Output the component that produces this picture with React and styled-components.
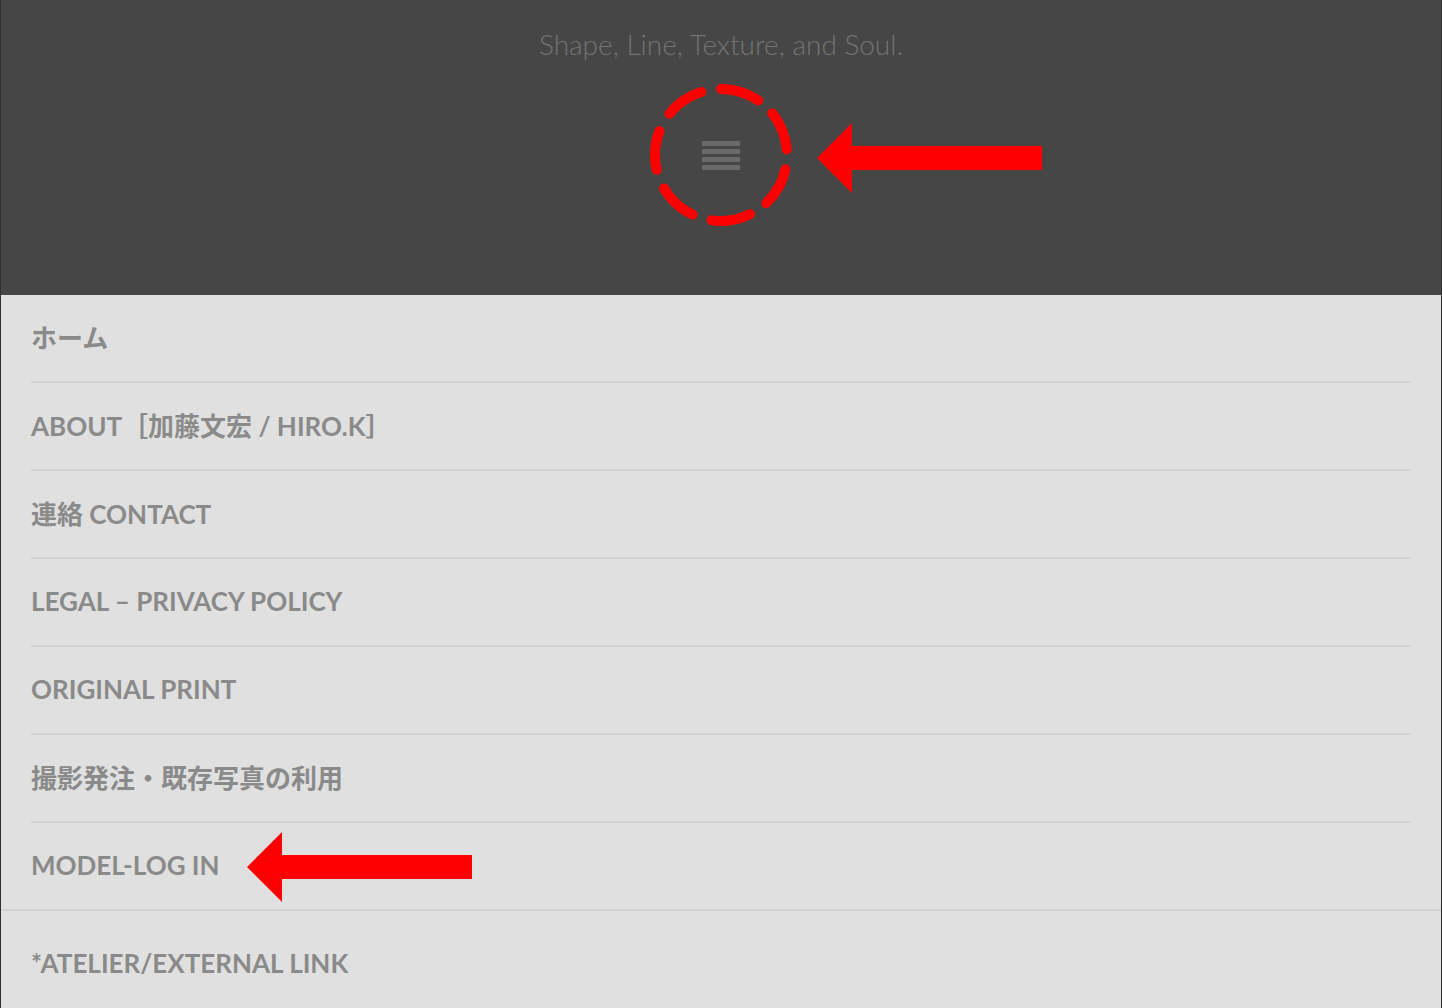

---

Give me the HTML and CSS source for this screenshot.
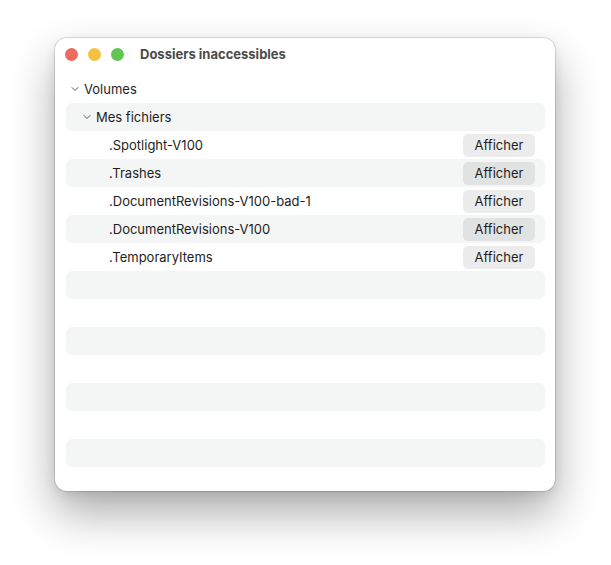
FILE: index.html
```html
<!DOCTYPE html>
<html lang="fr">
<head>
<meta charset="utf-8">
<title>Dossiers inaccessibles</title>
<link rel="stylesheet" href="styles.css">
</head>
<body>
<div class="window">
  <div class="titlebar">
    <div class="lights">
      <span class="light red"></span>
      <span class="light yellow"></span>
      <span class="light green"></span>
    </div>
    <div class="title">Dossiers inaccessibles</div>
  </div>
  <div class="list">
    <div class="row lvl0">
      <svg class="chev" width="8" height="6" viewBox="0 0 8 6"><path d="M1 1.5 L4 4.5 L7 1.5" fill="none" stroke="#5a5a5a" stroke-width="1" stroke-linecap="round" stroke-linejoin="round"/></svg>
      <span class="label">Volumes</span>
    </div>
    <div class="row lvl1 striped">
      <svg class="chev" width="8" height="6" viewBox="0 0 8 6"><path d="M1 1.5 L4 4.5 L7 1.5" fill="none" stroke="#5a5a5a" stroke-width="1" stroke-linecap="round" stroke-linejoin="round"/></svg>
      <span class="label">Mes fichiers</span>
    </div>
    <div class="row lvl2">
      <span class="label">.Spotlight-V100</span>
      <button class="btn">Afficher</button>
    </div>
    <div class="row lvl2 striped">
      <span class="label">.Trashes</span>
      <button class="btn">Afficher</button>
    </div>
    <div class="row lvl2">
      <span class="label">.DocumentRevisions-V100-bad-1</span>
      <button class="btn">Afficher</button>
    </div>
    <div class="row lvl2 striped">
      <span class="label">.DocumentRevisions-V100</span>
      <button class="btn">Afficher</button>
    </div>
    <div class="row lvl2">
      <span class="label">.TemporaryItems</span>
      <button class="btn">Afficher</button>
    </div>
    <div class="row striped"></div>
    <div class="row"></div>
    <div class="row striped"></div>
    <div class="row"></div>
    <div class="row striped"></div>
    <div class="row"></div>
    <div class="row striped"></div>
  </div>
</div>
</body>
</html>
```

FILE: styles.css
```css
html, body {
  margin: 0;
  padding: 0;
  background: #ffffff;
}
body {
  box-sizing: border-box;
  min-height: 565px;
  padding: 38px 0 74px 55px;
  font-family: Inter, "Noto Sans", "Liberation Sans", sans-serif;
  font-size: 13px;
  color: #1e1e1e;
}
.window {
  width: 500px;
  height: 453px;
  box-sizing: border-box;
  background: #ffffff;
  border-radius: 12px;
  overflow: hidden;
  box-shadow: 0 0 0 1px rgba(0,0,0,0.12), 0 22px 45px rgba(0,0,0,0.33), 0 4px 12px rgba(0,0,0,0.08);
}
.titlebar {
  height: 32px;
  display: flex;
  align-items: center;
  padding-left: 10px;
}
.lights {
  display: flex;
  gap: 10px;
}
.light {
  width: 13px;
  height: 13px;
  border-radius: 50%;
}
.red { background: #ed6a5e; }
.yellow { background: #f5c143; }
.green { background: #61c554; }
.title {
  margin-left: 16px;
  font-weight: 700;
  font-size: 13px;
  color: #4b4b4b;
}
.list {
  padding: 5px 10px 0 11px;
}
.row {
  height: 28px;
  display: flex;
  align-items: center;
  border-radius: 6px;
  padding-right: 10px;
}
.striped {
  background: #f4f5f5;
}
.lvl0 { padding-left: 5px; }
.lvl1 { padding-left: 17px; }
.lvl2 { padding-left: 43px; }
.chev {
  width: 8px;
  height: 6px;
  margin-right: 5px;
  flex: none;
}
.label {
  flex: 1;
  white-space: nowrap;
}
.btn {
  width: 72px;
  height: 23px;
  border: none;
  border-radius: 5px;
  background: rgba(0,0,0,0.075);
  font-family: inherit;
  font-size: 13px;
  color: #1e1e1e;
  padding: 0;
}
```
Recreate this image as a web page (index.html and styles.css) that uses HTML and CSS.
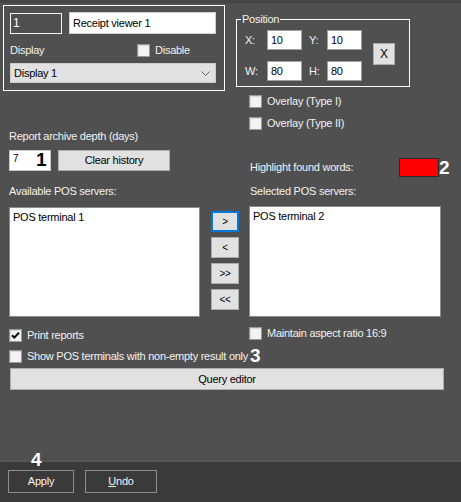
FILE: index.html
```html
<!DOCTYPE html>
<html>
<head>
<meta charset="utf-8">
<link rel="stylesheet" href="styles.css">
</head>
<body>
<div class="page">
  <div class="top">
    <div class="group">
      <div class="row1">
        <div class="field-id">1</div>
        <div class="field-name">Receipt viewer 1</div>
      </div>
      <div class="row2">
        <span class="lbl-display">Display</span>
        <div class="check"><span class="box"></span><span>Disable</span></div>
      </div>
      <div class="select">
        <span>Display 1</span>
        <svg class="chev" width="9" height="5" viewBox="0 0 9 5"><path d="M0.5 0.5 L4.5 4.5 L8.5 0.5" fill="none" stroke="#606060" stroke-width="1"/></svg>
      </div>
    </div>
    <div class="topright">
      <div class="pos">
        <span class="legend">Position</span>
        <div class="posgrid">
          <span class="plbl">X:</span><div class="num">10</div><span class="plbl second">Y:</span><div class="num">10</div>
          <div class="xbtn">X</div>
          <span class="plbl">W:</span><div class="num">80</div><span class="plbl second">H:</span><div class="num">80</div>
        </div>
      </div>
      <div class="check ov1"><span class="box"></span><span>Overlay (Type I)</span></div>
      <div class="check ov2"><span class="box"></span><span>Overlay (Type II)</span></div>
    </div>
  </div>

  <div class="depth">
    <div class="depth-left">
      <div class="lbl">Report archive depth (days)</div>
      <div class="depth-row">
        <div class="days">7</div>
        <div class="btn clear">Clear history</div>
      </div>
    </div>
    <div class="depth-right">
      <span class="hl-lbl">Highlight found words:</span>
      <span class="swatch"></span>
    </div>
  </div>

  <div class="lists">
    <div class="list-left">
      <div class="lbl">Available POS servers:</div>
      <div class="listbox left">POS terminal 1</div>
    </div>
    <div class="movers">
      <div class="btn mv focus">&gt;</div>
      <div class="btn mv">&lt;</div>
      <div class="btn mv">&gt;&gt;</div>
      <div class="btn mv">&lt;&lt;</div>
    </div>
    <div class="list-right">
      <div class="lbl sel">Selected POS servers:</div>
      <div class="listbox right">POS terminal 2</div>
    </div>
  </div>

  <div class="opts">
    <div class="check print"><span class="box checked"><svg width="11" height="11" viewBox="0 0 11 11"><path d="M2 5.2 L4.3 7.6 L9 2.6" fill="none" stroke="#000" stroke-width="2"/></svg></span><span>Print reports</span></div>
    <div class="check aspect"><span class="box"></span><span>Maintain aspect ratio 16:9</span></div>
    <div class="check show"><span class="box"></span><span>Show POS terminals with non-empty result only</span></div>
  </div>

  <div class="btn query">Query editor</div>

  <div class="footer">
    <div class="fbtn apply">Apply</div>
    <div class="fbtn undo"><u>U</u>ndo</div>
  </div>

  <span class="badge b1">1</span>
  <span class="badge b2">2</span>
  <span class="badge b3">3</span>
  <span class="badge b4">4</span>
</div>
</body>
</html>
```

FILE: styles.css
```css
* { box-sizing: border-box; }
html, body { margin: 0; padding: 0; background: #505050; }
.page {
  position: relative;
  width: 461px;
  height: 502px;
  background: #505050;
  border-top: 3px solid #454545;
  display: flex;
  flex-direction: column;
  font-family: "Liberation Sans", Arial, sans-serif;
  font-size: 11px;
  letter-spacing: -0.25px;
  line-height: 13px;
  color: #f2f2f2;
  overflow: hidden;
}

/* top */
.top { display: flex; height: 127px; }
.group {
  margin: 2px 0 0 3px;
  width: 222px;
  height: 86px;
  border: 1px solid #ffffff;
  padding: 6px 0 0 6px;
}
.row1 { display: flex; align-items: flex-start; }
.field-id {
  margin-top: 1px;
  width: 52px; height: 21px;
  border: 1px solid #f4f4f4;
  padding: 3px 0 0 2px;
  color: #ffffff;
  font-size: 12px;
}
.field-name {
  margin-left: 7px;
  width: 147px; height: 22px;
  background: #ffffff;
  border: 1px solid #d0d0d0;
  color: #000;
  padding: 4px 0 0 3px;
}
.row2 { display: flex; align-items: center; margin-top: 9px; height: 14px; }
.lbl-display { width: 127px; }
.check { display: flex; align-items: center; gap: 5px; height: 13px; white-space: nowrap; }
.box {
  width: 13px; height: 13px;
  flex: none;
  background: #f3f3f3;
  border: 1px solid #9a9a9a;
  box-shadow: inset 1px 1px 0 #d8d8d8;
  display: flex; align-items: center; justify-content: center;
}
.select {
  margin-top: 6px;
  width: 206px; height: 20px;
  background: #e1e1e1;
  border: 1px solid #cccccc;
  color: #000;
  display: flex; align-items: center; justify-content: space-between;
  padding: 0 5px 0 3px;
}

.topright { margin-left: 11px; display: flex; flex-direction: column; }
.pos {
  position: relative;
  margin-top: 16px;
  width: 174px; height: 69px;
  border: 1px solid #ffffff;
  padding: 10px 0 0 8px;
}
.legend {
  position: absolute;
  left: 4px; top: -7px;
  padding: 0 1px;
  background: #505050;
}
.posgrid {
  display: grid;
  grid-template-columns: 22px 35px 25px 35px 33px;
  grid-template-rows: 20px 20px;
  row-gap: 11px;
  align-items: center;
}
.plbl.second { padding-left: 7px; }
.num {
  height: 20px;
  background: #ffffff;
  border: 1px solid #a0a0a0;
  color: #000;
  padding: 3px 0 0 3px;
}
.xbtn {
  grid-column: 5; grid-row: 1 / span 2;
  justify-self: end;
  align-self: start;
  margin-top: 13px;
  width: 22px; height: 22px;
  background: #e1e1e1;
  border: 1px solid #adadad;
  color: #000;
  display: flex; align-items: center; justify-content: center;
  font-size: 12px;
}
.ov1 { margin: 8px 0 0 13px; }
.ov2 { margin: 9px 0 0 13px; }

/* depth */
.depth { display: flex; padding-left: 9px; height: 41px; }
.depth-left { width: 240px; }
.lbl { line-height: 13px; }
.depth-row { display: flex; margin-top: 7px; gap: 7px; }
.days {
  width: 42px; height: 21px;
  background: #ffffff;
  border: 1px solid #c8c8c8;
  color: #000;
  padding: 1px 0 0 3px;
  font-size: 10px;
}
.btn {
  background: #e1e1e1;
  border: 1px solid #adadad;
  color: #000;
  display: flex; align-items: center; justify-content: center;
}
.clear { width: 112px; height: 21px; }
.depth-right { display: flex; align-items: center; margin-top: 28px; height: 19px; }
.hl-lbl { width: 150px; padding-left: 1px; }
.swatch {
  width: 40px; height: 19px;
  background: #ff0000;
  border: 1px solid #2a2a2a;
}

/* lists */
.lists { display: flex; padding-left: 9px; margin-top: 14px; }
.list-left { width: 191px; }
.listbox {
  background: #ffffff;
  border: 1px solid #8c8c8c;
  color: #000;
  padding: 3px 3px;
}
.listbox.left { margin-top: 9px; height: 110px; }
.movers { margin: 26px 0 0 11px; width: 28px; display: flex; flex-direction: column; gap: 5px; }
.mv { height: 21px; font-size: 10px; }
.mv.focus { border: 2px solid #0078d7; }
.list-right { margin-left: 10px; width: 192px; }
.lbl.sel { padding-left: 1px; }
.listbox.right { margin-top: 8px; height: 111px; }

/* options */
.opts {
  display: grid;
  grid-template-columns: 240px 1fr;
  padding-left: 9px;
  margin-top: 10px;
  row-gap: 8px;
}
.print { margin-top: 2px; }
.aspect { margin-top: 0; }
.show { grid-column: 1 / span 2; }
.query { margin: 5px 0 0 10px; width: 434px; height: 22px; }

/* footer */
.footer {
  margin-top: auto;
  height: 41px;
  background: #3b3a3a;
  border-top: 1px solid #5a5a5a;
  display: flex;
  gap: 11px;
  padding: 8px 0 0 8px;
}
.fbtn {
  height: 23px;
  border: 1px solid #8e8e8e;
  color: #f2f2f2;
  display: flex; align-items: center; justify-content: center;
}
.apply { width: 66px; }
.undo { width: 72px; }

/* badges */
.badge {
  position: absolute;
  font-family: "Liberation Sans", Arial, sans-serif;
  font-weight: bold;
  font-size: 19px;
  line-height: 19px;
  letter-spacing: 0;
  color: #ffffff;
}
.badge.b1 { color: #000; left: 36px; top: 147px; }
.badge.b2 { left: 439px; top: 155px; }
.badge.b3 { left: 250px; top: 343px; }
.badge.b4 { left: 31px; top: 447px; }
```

● Requirements
State the count of lines with the word "this" in them, and write nothing else.

● Response to the task
3